To train the industry-level algorithms, companies need data collection & annotation, and they are often very challenging. Moreover, it is difficult to control the quality within a company, especially your company is a small- or medium-sized company. Therefore, it is often more efficient to find another service that does laborious works for you. We could be your perfect solution!
Here at DATUMO, we crowdsource our tasks to diverse users located globally to ensure the quality and quantity on time. Moreover, our in-house managers double-check the quality of the collected or processed data. If you need data? If you need preprocessed data? Let us know!

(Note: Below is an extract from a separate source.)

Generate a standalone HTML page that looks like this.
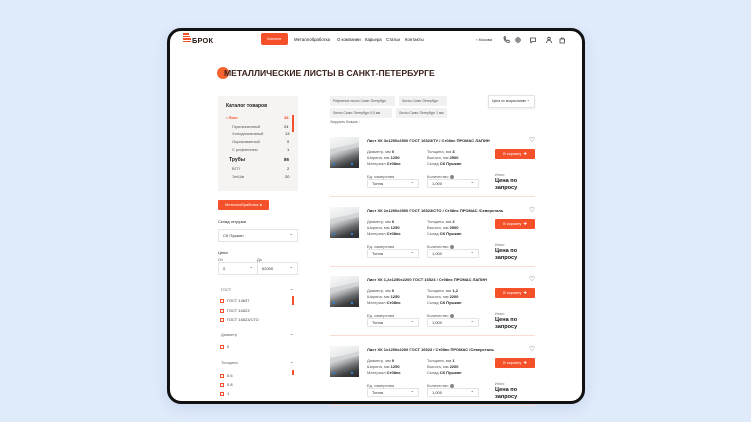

To sum up, we began this tutorial by exploring what CAPTCHAs are and why they are essential. Their primary purpose is to distinguish human users from bots and prevent the exploitation of a site or application’s vulnerabilities. We discussed how CAPTCHAs leverage human strengths against computer weaknesses. Additionally, we examined the different types of CAPTCHAs, such as text, audio, and image-based options.
We also highlighted another important role of CAPTCHAs: collecting information to create fully annotated datasets for AI and machine learning. This approach effectively involves human intelligence in data labeling. Finally, we reviewed the overall benefits and significance of CAPTCHAs. These include enhancing website security and supporting dataset development for advanced technologies.